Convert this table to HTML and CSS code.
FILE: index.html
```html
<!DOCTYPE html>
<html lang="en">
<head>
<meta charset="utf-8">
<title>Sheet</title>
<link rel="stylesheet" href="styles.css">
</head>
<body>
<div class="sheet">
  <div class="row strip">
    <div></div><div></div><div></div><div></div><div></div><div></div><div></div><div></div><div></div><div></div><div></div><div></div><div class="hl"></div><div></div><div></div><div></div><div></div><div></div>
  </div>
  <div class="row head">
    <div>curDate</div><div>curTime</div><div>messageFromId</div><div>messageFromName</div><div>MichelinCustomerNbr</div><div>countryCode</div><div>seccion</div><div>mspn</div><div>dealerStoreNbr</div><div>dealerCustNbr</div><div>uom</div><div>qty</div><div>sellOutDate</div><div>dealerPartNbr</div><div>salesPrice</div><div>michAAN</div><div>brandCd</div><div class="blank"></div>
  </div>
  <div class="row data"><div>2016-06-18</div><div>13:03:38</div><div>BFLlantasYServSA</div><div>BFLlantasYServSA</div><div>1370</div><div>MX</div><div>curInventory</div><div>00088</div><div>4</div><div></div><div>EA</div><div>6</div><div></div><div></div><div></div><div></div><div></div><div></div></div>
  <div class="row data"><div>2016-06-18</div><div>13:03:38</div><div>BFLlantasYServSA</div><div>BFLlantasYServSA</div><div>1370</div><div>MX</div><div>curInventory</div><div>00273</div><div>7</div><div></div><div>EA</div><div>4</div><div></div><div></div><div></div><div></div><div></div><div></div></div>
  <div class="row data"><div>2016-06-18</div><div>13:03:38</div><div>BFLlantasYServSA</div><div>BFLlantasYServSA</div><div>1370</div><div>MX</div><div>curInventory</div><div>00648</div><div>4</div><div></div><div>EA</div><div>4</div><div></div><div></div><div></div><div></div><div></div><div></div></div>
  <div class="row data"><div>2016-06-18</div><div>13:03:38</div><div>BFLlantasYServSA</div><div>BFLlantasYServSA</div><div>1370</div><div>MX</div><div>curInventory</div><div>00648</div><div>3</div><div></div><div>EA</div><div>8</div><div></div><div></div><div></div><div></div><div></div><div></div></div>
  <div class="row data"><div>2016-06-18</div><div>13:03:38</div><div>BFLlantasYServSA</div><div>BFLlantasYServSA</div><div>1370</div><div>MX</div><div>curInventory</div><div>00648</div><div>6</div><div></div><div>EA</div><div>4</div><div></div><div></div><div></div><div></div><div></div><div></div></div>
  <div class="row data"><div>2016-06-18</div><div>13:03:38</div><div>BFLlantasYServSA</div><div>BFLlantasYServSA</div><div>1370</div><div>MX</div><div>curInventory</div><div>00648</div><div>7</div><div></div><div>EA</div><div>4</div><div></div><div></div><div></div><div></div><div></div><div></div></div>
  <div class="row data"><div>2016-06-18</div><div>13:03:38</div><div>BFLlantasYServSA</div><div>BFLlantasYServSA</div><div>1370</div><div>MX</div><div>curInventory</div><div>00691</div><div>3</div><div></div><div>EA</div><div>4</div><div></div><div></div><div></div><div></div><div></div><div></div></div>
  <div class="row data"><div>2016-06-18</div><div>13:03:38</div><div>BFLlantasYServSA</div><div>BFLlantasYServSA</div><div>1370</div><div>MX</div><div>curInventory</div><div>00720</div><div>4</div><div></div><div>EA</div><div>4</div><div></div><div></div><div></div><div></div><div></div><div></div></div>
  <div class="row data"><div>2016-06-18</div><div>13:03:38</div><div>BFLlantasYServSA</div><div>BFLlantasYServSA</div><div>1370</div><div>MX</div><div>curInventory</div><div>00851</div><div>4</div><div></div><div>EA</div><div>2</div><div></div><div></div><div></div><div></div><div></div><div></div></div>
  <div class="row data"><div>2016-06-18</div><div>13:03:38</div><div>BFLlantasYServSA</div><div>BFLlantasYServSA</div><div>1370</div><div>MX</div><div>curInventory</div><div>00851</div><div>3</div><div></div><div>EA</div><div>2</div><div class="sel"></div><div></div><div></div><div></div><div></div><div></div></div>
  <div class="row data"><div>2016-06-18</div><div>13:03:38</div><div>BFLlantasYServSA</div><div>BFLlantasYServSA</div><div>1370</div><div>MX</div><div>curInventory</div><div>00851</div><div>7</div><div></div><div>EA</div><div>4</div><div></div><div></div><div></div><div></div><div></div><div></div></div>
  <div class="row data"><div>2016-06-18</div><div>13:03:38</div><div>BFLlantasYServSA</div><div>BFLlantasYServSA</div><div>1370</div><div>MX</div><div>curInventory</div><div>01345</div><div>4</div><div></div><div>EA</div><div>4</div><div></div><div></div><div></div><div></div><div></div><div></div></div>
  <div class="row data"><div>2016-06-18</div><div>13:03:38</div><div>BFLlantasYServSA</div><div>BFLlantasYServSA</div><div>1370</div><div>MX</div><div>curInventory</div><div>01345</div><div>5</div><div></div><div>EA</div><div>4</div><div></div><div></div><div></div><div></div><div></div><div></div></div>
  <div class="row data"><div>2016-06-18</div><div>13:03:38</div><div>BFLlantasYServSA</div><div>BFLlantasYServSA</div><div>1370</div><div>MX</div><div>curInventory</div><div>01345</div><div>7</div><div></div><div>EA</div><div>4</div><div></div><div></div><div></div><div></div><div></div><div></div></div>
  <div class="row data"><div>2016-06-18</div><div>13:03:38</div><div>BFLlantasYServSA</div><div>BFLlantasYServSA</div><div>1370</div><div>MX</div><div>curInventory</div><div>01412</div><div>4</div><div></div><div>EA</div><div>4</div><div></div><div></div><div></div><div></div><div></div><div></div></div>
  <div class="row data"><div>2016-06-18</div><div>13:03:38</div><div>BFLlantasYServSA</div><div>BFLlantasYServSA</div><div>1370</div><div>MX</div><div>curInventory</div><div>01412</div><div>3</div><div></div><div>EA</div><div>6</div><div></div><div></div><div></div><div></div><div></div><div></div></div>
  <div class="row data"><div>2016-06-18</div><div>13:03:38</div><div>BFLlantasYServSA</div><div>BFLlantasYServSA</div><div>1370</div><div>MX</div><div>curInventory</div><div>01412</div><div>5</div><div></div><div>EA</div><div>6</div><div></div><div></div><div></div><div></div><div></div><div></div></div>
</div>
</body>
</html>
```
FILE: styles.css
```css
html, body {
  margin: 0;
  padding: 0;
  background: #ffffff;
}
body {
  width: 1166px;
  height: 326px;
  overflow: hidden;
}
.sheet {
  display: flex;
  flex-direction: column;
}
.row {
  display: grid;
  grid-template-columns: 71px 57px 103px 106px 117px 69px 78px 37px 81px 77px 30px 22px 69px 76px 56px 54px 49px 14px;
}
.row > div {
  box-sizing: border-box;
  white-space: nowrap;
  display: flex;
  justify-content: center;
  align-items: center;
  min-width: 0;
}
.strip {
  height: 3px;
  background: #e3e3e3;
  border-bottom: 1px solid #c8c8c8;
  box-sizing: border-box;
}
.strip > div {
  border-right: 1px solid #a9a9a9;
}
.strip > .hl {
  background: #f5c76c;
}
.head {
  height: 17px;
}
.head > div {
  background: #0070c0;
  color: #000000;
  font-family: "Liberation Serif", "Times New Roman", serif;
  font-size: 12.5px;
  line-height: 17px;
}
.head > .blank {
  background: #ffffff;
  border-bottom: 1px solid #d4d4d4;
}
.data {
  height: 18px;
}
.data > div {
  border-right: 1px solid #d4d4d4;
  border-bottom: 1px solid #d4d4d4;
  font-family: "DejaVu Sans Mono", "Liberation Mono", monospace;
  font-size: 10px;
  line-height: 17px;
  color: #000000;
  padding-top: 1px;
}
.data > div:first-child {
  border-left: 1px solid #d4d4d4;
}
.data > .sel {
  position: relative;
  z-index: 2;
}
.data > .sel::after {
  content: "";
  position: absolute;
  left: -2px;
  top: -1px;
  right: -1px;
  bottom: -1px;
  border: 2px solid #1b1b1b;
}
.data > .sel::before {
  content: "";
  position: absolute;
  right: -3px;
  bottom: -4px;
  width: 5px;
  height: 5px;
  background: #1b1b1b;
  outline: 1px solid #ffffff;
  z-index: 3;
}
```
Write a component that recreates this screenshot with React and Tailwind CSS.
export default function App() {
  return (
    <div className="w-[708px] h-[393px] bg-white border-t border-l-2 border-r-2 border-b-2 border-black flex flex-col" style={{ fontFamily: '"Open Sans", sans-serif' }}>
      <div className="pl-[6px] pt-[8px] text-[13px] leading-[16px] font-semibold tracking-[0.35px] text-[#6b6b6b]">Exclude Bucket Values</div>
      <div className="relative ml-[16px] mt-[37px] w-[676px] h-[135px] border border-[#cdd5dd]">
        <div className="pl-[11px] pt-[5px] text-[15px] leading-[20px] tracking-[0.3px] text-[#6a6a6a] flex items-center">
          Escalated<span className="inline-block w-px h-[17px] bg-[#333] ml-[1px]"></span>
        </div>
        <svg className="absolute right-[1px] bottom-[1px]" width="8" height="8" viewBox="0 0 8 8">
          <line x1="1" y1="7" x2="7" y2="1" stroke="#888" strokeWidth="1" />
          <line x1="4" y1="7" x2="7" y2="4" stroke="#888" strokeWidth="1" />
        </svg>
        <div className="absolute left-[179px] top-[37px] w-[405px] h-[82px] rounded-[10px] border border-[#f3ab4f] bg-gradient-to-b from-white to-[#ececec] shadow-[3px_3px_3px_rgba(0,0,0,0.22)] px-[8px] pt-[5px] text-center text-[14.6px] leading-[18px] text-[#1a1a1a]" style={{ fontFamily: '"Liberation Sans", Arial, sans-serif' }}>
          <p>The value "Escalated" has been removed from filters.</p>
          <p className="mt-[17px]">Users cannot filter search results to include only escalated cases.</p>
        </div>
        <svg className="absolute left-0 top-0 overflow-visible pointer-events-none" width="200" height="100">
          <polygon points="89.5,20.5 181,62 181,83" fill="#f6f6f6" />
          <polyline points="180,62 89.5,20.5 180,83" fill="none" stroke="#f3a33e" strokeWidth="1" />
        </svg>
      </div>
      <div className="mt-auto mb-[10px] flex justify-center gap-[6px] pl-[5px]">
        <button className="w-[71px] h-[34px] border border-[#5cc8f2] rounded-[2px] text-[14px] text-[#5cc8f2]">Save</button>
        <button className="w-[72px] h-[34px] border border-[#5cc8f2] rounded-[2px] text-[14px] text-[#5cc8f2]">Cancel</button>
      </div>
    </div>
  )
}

» **Task description**: Check every line for "this" and show the ones that have it.

» **The response**:
Convert this table to HTML and CSS code.
Write a component that recreates this screenshot with React and Tailwind CSS.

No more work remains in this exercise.